AI music platform Suno is making a play beyond algorithmic slop generation – it’s launching Spark, an incubator program designed to discover and develop independent artists. But the fine print has sparked immediate backlash. While the program promises grants, mentorship, and marketing support to unsigned musicians, the licensing terms grant Suno remarkably broad rights to artists’ work, including mandatory remixing permissions that have the company’s own Reddit community sounding alarms.
Suno wants you to know it’s not just another AI content mill. The AI music generation platform just unveiled Spark, an incubator program targeting independent artists with promises of financial support, industry mentorship, and marketing muscle. But there’s a catch that’s got musicians doing a double-take.
The program, announced this week, positions Suno as an artist development platform rather than just a prompt-to-song generator. Eligible participants – unsigned singers, songwriters, and producers releasing under their own name – can apply for grants and guidance to build their careers. It’s a strategic pivot for a company that’s spent most of its existence defending itself against accusations of training on copyrighted material without permission.
But the terms and conditions are where things get sticky. According to the fine print, artists must agree to make their songs available for remixing on Suno’s platform. That provision alone might not raise too many eyebrows in an era where remix culture dominates. What’s causing concern is the sweeping license Suno claims over participating artists’ works.
The Suno subreddit lit up within hours of the announcement, with users dissecting the contractual language. The discussion reveals anxiety about how broadly Suno can exploit artists’ content – concerns that echo throughout the creator economy as platforms increasingly position themselves as both tools and gatekeepers.
Variety reported that Suno sees this as part of a larger transformation into a streaming destination. That ambition makes the licensing terms more comprehensible, if not more palatable. If Suno wants to compete with Spotify or Apple Music, it needs exclusive content and artist relationships, not just AI-generated novelty tracks.

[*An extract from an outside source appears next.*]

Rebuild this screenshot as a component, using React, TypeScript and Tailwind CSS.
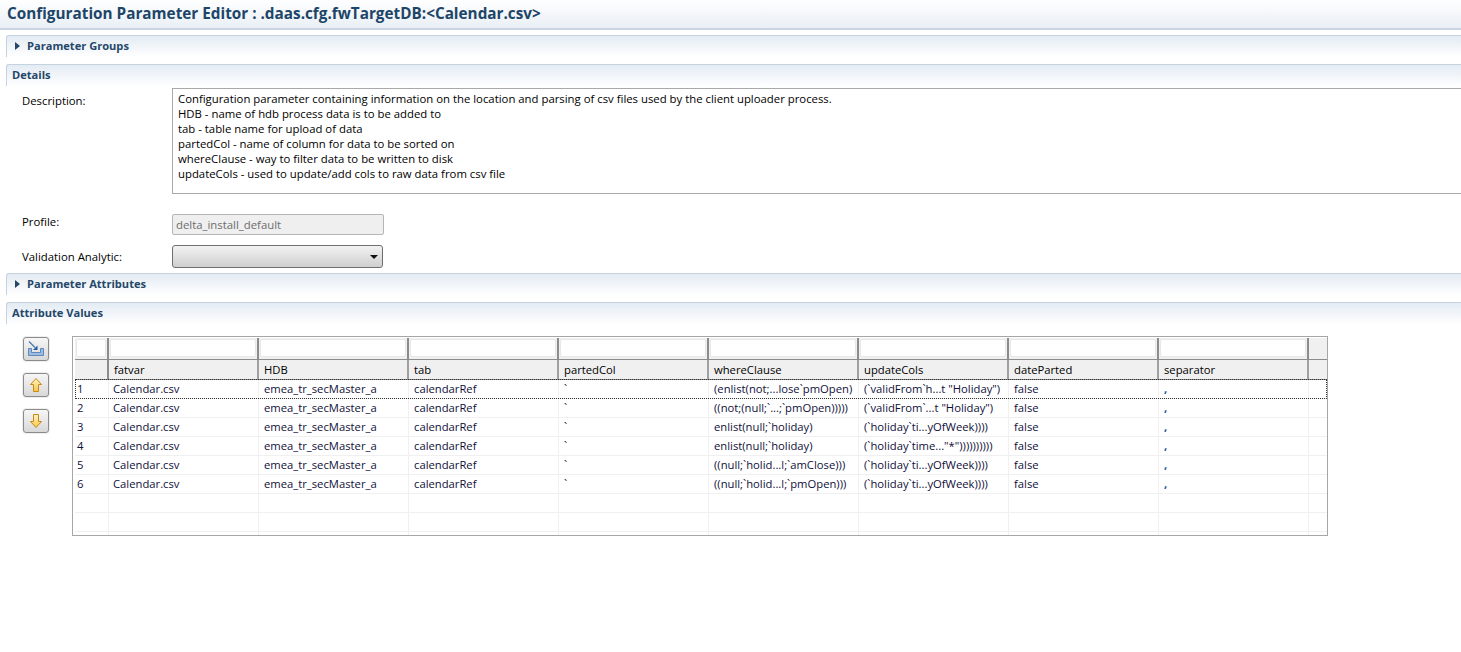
const font = { fontFamily: '"Open Sans", "Noto Sans", sans-serif' };

const columns = ["fatvar", "HDB", "tab", "partedCol", "whereClause", "updateCols", "dateParted", "separator"];

const rows = [
  ["1", "Calendar.csv", "emea_tr_secMaster_a", "calendarRef", "`", "(enlist(not;...lose`pmOpen)", '(`validFrom`h...t "Holiday")', "false", ","],
  ["2", "Calendar.csv", "emea_tr_secMaster_a", "calendarRef", "`", "((not;(null;`...;`pmOpen)))))", '(`validFrom`...t "Holiday")', "false", ","],
  ["3", "Calendar.csv", "emea_tr_secMaster_a", "calendarRef", "`", "enlist(null;`holiday)", "(`holiday`ti...yOfWeek))))", "false", ","],
  ["4", "Calendar.csv", "emea_tr_secMaster_a", "calendarRef", "`", "enlist(null;`holiday)", '(`holiday`time..."*"))))))))))', "false", ","],
  ["5", "Calendar.csv", "emea_tr_secMaster_a", "calendarRef", "`", "((null;`holid...l;`amClose)))", "(`holiday`ti...yOfWeek))))", "false", ","],
  ["6", "Calendar.csv", "emea_tr_secMaster_a", "calendarRef", "`", "((null;`holid...l;`pmOpen)))", "(`holiday`ti...yOfWeek))))", "false", ","],
  ["", "", "", "", "", "", "", "", ""],
  ["", "", "", "", "", "", "", "", ""],
];

const blanks = ["", "", "", "", "", "", "", "", ""];

const gridCols = "grid grid-cols-[34px_150px_150px_150px_150px_150px_150px_150px_150px_19px]";

function Section({ title, collapsed, className }: { title: string; collapsed?: boolean; className: string }) {
  return (
    <div className={`ml-[6px] h-[22px] pb-[1px] flex items-center rounded-tl-[3px] border-t border-l border-[#c5d3e0] bg-gradient-to-b from-[#e3ebf3] to-white text-[11.1px] font-bold text-[#25476a] ${className}`}>
      {collapsed ? (
        <>
          <svg width="5" height="8" viewBox="0 0 5 8" className="ml-[8px] mr-[7px]">
            <path d="M0 0 L5 4 L0 8 Z" fill="#25476a" />
          </svg>
          <span>{title}</span>
        </>
      ) : (
        <span className="ml-[5px]">{title}</span>
      )}
    </div>
  );
}

function SideButton({ children, className }: { children: React.ReactNode; className: string }) {
  return (
    <div className={`w-[26px] h-[24px] flex items-center justify-center rounded-[3px] border border-[#8c8c8c] ring-1 ring-[#eeeeee] bg-gradient-to-b from-[#f6f6f6] to-[#d8d8d8] ${className}`}>
      {children}
    </div>
  );
}

function ArrowIcon({ down }: { down?: boolean }) {
  const id = down ? "arrowDown" : "arrowUp";
  return (
    <svg width="14" height="16" viewBox="0 0 14 16">
      <defs>
        <linearGradient id={id} x1="0" y1="0" x2="0" y2="1">
          <stop offset="0" stopColor="#fff4c4" />
          <stop offset="1" stopColor="#f9c545" />
        </linearGradient>
      </defs>
      <path
        d={down ? "M4.5 1.5 H9.5 V8.5 H12.5 L7 14.5 L1.5 8.5 H4.5 Z" : "M7 1.5 L12.5 7.5 H9.5 V14.5 H4.5 V7.5 H1.5 Z"}
        fill={`url(#${id})`}
        stroke="#c98a14"
      />
    </svg>
  );
}

export default function App() {
  return (
    <div className="w-[1461px] h-[652px] overflow-hidden bg-white text-[11.35px] text-black" style={font}>
      <div className="h-[30px] flex items-center pl-[7px] pb-[1px] border-b-2 border-[#c9d5e2] bg-gradient-to-b from-white to-[#e9eff5] text-[15.3px] font-bold text-[#1d4568]">
        Configuration Parameter Editor : .daas.cfg.fwTargetDB:&lt;Calendar.csv&gt;
      </div>

      <Section title="Parameter Groups" collapsed className="mt-[5px]" />
      <Section title="Details" className="mt-[7px]" />

      <div className="flex mt-[2px] pl-[22px]">
        <div className="w-[150px] pt-[4px]">Description:</div>
        <div className="flex-1 h-[106px] border border-r-0 border-[#a9a9a9] pl-[5px] pt-[2px] leading-[15px] whitespace-nowrap">
          <div>Configuration parameter containing information on the location and parsing of csv files used by the client uploader process.</div>
          <div>HDB - name of hdb process data is to be added to</div>
          <div>tab - table name for upload of data</div>
          <div>partedCol - name of column for data to be sorted on</div>
          <div>whereClause - way to filter data to be written to disk</div>
          <div>updateCols - used to update/add cols to raw data from csv file</div>
        </div>
      </div>

      <div className="flex mt-[20px] pl-[22px]">
        <div className="w-[150px] -mt-[1px]">Profile:</div>
        <div className="w-[212px] h-[21px] flex items-center pl-[3px] pt-[1px] rounded-[2px] border border-[#b5b5b5] bg-[#efefef] text-[#6d6d6d]">delta_install_default</div>
      </div>

      <div className="flex items-center mt-[10px] pl-[22px]">
        <div className="w-[150px]">Validation Analytic:</div>
        <div className="w-[211px] h-[23px] flex items-center justify-end pr-[4px] rounded-[3px] border border-[#6f6f6f] bg-gradient-to-b from-[#f2f2f2] to-[#cfcfcf]">
          <svg width="8" height="4" viewBox="0 0 8 4">
            <path d="M0 0 H8 L4 4 Z" fill="#111" />
          </svg>
        </div>
      </div>

      <Section title="Parameter Attributes" collapsed className="mt-[5px]" />
      <Section title="Attribute Values" className="mt-[7px]" />

      <div className="flex mt-[12px] pl-[23px]">
        <div className="w-[49px] pt-[1px] flex flex-col">
          <SideButton className="">
            <svg width="20" height="18" viewBox="0 0 20 18">
              <path d="M2.5 8.5 H5.5 V12.5 H14.5 V8.5 H17.5 V15.5 H2.5 Z" fill="#9dbbe0" stroke="#5f88bb" />
              <path d="M3 1.5 L9 7.5" fill="none" stroke="#4a78b0" strokeWidth="1.2" />
              <path d="M11.5 10 V5.5 L7 10 Z" fill="#1f5c9e" />
            </svg>
          </SideButton>
          <SideButton className="mt-[12px]">
            <ArrowIcon />
          </SideButton>
          <SideButton className="mt-[12px]">
            <ArrowIcon down />
          </SideButton>
        </div>

        <div className="w-[1256px] h-[200px] overflow-hidden border border-[#a6a6a6] pl-[2px] pt-[1px] text-[11.25px]">
          <div className={`${gridCols} h-[21px] bg-[#f0f0f0]`}>
            {blanks.map((_, i) => (
              <div key={i} className="border-r-2 border-[#8c8c8c] p-[1px]">
                <div className="h-[18px] rounded-[2px] border border-[#e8e8e8] bg-white" />
              </div>
            ))}
            <div />
          </div>
          <div className={`${gridCols} h-[21px] bg-[#f0f0f0] border-t border-b border-[#8c8c8c]`}>
            <div className="border-r-2 border-[#8c8c8c]" />
            {columns.map((c) => (
              <div key={c} className="border-r-2 border-[#a0a0a0] pl-[5px] leading-[19px]">{c}</div>
            ))}
            <div />
          </div>
          <div className="relative">
            {rows.map((row, r) => (
              <div key={r} className={`${gridCols} h-[19px] border-b border-[#f0f0f0] text-[#10103a] leading-[18px]`}>
                {row.map((cell, c) => (
                  <div key={c} className={`border-r border-[#f0f0f0] whitespace-nowrap ${c === 0 ? "pl-[2px]" : c === 1 ? "pl-[4px]" : "pl-[5px]"} ${c === 8 ? "text-[#1f4f9a] font-bold" : ""}`}>{cell}</div>
                ))}
                <div />
              </div>
            ))}
            <div className={`${gridCols} h-[4px]`}>
              {blanks.map((_, i) => (
                <div key={i} className="border-r border-[#f0f0f0]" />
              ))}
              <div />
            </div>
            <div className="absolute left-0 -top-[1px] w-[1252px] h-[20px] border border-dotted border-[#333]" />
          </div>
        </div>
      </div>
    </div>
  );
}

The timing is notable. AI music platforms are facing mounting legal pressure from major labels and publishers who claim their models were trained on copyrighted works. By cultivating relationships with independent artists who willingly contribute their music, Suno could build a library of legitimately licensed content – even if the terms heavily favor the platform.
For emerging artists, it’s a familiar devil’s bargain. Trading away broad usage rights in exchange for exposure and resources has defined music industry contracts for decades. What’s different here is the AI component. When you grant remix rights to a platform powered by generative AI, you’re not just allowing human DJs to chop up your track – you’re potentially feeding your artistic style into training data that could spawn countless derivative works.

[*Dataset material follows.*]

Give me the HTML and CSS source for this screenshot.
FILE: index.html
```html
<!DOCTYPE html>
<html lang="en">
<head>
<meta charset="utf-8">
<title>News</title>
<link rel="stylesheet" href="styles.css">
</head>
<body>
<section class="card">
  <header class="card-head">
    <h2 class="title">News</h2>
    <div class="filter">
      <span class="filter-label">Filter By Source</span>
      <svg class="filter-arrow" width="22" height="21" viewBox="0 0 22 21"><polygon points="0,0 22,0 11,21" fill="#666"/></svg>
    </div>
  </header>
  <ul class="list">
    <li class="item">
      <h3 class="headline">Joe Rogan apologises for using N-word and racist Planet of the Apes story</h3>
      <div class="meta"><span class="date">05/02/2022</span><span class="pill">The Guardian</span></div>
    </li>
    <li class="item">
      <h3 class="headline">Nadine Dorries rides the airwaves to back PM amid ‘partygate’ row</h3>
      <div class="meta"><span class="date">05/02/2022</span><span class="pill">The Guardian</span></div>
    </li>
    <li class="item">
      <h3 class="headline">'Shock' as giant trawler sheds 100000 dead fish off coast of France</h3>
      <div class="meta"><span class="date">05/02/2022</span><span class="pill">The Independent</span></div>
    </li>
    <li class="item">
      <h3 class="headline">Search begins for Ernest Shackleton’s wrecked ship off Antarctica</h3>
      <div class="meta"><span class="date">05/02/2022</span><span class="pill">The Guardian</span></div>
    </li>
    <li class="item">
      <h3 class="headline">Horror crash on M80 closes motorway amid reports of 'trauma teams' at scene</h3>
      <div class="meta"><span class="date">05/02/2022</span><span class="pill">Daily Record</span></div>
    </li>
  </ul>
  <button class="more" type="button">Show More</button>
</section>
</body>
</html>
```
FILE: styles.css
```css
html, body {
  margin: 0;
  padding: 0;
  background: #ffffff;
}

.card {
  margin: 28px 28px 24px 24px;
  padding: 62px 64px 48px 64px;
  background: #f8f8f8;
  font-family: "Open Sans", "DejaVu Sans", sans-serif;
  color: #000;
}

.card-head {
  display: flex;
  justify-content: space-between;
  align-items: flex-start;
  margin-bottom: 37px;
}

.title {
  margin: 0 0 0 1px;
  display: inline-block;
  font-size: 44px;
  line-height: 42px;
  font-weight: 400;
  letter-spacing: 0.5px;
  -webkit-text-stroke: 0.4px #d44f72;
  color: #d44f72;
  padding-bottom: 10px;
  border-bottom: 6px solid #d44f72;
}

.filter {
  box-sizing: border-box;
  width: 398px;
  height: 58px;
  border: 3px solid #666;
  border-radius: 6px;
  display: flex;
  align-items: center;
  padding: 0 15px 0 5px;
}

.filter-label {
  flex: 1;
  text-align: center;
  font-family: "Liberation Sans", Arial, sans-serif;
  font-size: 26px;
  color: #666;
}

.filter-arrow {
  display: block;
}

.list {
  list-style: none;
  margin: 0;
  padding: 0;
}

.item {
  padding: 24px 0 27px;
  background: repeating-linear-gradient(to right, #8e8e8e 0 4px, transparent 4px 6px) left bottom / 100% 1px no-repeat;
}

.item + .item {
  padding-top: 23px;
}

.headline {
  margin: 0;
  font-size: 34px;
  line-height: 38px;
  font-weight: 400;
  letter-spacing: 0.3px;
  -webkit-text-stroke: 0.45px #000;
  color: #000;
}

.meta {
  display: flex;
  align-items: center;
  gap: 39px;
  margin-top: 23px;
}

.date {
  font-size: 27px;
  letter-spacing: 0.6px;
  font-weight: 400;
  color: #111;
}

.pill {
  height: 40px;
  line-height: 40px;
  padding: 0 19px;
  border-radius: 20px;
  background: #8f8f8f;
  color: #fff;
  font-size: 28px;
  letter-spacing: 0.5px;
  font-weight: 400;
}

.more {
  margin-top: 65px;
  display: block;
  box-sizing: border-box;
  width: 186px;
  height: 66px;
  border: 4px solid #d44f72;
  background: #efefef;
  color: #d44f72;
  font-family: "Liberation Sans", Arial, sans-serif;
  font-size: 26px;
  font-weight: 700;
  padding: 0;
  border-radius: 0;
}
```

Suno hasn’t publicly addressed the Reddit backlash yet, and the company’s track record on transparency around training data doesn’t inspire confidence. The platform has consistently declined to detail what music was used to train its models, citing competitive concerns.
Independent artists face a brutal calculus. Traditional pathways to discovery have largely collapsed, streaming payouts remain microscopic, and AI tools are democratizing music production while simultaneously flooding platforms with content. An incubator offering real financial support and mentorship could be genuinely valuable – if the tradeoffs don’t amount to signing away your creative autonomy.
The controversy also highlights a broader tension in AI development. Companies building generative tools need content to train on and showcase their technology’s capabilities. But as they move from pure tech plays to vertically integrated platforms controlling creation, distribution, and monetization, the power dynamics shift dramatically.
Compare this to traditional artist development deals. A label might take a large cut of revenue and own masters, but there are established legal frameworks, industry standards, and decades of precedent governing those relationships. With AI platforms like Suno, artists are navigating entirely new contractual territory with limited understanding of long-term implications.
Suno’s Spark program reveals the uncomfortable evolution of AI platforms from tools into ecosystems. The company is betting it can build a legitimate streaming business on the backs of independent artists willing to trade broad licensing rights for development support. Whether that gamble pays off depends on how artists weigh immediate opportunity against long-term control of their work – and whether Suno can deliver real career advancement or just another platform extracting value from creators desperate for visibility. The Reddit reaction suggests many artists are approaching with warranted skepticism, even as the promise of grants and mentorship proves tempting in an industry that’s left independents with fewer viable paths than ever.